Identify each line containing the word "components" and copy it.

[Code that builds pages]
--- START ---
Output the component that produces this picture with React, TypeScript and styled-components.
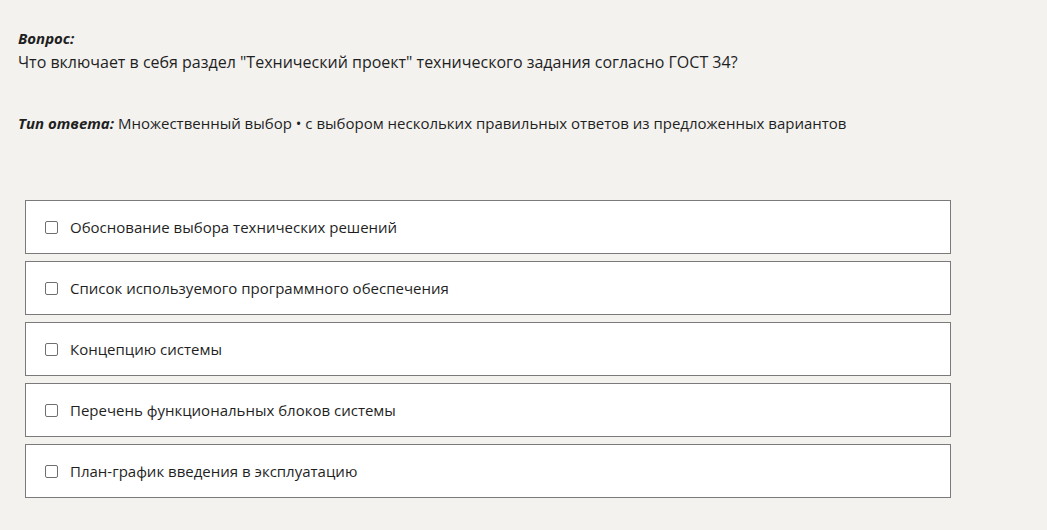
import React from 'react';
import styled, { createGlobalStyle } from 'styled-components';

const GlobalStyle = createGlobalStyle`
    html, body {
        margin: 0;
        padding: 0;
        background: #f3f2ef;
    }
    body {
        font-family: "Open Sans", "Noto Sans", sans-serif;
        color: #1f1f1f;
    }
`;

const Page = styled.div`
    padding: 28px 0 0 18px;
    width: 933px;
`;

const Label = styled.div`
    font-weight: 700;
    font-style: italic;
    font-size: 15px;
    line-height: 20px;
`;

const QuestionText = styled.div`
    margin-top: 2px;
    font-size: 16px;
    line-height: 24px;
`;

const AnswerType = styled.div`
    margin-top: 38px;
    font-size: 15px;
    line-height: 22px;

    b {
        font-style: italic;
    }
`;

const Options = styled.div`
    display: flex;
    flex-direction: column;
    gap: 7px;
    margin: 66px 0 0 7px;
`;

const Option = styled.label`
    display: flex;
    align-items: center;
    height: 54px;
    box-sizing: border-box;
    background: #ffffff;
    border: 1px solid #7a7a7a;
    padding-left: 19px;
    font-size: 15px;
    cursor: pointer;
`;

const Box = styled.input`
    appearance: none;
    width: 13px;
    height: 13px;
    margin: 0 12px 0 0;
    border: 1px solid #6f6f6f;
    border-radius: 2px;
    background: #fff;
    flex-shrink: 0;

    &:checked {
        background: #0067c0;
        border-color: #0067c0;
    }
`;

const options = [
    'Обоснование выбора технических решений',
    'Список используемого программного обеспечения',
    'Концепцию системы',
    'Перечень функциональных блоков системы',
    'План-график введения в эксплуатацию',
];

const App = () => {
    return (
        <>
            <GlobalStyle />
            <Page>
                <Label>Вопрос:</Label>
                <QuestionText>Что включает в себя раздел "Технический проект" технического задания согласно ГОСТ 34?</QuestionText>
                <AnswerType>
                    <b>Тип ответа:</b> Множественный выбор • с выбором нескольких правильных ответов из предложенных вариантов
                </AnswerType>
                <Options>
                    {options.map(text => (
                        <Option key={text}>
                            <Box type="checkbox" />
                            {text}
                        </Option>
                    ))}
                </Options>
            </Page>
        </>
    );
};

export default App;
--- END ---
--- START ---
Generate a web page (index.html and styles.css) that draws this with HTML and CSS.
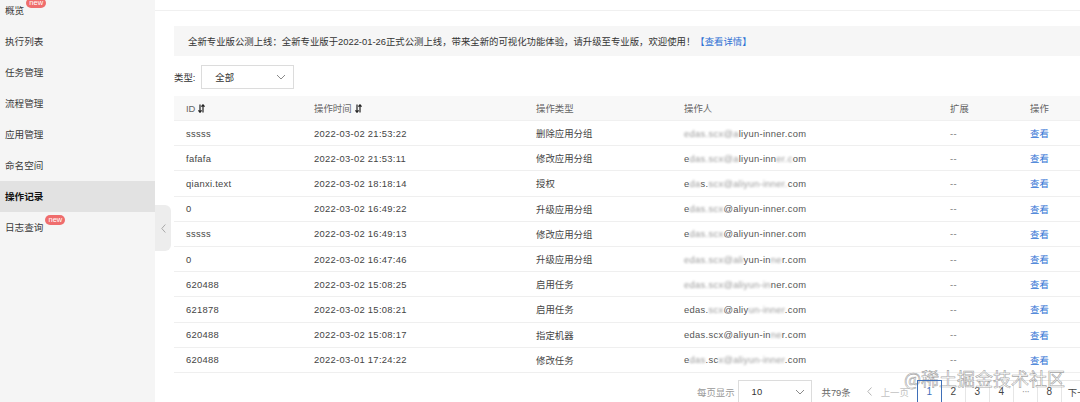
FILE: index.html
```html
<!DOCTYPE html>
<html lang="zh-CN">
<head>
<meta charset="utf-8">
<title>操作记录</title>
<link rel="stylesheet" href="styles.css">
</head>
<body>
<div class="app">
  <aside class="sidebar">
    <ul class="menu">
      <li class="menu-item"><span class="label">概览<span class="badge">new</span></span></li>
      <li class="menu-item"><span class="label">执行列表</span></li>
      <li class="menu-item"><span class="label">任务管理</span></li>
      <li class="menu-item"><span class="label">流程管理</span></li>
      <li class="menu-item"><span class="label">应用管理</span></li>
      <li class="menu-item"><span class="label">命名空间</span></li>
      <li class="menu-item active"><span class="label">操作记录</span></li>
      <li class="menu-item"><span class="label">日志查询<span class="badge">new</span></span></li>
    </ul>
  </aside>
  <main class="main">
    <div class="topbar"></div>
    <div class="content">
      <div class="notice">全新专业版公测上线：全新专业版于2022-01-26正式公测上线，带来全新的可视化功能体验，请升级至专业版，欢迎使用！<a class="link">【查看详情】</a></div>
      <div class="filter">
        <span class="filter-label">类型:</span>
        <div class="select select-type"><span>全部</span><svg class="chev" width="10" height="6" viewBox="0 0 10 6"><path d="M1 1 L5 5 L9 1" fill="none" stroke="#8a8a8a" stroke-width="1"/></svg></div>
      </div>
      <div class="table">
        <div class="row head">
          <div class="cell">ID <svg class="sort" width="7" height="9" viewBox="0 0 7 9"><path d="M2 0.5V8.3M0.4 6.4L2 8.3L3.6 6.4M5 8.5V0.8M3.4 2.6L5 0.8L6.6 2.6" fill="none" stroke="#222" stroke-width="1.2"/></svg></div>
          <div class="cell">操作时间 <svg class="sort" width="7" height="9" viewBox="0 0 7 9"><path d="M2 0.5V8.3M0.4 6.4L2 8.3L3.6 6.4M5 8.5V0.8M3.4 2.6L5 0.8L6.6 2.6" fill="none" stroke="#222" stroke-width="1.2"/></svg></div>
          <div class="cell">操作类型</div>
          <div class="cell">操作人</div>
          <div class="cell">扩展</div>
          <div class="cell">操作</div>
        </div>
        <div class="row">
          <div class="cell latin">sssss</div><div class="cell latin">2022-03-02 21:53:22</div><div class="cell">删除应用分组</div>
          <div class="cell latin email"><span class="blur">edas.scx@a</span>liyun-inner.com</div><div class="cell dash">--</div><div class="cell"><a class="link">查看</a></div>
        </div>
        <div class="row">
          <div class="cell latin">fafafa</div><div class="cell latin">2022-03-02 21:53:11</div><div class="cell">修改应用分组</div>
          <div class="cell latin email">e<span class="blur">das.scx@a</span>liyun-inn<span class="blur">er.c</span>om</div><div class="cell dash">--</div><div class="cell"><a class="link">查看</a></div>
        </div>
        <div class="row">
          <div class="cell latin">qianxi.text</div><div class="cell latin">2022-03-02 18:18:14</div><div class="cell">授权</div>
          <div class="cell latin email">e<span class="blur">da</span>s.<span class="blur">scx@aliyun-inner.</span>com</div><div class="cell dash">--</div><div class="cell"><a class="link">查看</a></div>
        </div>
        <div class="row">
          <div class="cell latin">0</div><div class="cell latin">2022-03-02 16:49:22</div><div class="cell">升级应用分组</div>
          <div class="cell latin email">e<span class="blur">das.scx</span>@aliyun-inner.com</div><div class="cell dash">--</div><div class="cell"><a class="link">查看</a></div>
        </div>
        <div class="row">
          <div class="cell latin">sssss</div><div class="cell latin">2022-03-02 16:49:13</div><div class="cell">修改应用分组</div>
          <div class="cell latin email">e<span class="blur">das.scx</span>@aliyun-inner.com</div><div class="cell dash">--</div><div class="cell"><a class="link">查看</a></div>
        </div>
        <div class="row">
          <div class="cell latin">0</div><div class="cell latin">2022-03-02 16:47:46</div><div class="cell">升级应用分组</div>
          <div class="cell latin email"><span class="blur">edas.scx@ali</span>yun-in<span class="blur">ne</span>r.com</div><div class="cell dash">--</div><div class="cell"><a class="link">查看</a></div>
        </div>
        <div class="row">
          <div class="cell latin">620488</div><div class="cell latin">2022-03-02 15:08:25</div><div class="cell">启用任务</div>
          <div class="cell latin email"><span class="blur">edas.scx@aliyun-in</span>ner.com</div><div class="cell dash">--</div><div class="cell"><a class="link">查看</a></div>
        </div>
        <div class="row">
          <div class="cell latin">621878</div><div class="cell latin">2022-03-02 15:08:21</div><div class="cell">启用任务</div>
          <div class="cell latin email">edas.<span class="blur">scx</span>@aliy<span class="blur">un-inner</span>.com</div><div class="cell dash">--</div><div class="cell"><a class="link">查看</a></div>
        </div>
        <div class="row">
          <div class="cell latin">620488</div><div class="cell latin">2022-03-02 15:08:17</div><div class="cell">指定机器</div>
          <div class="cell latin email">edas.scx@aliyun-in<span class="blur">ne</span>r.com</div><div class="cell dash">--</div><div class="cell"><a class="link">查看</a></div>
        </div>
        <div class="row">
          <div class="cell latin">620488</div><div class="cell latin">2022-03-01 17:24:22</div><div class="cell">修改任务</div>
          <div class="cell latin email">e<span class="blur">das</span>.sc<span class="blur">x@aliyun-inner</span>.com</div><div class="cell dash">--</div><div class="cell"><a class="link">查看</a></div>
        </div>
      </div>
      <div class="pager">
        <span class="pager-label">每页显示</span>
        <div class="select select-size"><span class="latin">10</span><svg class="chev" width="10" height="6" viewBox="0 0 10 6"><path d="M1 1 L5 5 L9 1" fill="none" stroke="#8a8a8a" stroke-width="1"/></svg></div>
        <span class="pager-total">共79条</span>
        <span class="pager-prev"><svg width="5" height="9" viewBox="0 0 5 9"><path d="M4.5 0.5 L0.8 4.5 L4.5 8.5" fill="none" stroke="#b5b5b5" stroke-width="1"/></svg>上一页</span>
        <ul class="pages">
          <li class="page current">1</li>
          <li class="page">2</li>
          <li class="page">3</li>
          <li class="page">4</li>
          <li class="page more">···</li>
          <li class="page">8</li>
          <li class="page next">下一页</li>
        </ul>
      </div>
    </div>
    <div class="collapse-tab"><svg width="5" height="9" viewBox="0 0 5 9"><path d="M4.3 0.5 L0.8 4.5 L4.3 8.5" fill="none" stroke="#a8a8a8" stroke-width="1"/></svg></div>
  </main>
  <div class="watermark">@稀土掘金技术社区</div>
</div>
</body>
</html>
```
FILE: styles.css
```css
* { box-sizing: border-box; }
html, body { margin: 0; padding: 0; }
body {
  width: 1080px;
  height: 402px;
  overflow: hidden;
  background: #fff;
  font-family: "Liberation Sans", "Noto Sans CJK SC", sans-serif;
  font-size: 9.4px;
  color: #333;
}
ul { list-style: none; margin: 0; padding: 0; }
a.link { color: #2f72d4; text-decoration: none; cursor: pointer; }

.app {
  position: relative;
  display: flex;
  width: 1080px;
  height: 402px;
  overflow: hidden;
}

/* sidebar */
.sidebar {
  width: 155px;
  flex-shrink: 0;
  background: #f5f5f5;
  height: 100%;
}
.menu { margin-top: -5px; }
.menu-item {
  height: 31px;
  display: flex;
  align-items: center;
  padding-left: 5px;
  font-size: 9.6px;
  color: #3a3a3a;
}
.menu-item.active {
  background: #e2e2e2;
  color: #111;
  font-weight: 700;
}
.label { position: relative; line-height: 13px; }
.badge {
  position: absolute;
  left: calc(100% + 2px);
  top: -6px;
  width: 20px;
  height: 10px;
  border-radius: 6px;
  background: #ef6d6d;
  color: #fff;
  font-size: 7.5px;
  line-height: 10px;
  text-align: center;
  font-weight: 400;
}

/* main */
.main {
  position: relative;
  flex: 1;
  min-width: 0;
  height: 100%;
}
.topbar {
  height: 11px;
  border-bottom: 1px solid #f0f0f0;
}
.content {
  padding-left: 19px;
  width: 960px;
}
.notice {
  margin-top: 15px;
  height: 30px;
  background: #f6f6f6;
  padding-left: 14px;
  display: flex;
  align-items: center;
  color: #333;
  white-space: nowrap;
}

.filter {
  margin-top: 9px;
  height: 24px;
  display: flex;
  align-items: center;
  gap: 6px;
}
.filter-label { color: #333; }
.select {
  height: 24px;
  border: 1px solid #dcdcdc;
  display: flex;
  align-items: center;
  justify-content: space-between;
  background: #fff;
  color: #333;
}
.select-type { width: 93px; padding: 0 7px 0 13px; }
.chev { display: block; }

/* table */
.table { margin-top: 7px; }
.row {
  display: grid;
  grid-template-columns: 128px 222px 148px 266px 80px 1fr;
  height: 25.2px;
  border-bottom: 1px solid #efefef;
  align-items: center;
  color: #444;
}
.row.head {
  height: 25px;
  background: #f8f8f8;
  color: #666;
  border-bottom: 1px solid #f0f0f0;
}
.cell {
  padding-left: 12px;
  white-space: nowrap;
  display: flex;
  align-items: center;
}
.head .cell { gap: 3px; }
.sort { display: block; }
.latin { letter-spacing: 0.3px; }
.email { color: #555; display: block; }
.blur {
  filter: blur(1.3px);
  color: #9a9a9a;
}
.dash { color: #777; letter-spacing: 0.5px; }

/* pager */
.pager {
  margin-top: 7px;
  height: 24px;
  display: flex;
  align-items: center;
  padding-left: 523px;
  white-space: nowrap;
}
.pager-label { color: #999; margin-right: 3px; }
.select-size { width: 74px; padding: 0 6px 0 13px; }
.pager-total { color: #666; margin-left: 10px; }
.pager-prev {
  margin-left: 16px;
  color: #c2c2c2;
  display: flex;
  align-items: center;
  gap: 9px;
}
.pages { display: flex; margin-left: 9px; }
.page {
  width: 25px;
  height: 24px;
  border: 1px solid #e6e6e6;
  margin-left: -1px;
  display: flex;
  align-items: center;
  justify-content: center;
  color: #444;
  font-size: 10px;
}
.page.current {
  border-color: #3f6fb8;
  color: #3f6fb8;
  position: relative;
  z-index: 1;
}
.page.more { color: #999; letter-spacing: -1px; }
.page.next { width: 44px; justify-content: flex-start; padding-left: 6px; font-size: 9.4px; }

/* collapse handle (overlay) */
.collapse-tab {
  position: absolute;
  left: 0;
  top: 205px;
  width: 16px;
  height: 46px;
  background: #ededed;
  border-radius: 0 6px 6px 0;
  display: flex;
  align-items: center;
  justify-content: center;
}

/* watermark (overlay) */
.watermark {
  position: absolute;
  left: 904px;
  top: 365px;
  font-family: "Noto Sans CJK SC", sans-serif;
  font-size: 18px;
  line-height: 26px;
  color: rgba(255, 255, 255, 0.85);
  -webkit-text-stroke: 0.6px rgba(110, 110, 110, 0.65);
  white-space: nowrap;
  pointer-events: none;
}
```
--- END ---
§ **WORKED ANSWER**:
Output the component that produces this picture with React, TypeScript and styled-components.
import styled, { createGlobalStyle } from 'styled-components';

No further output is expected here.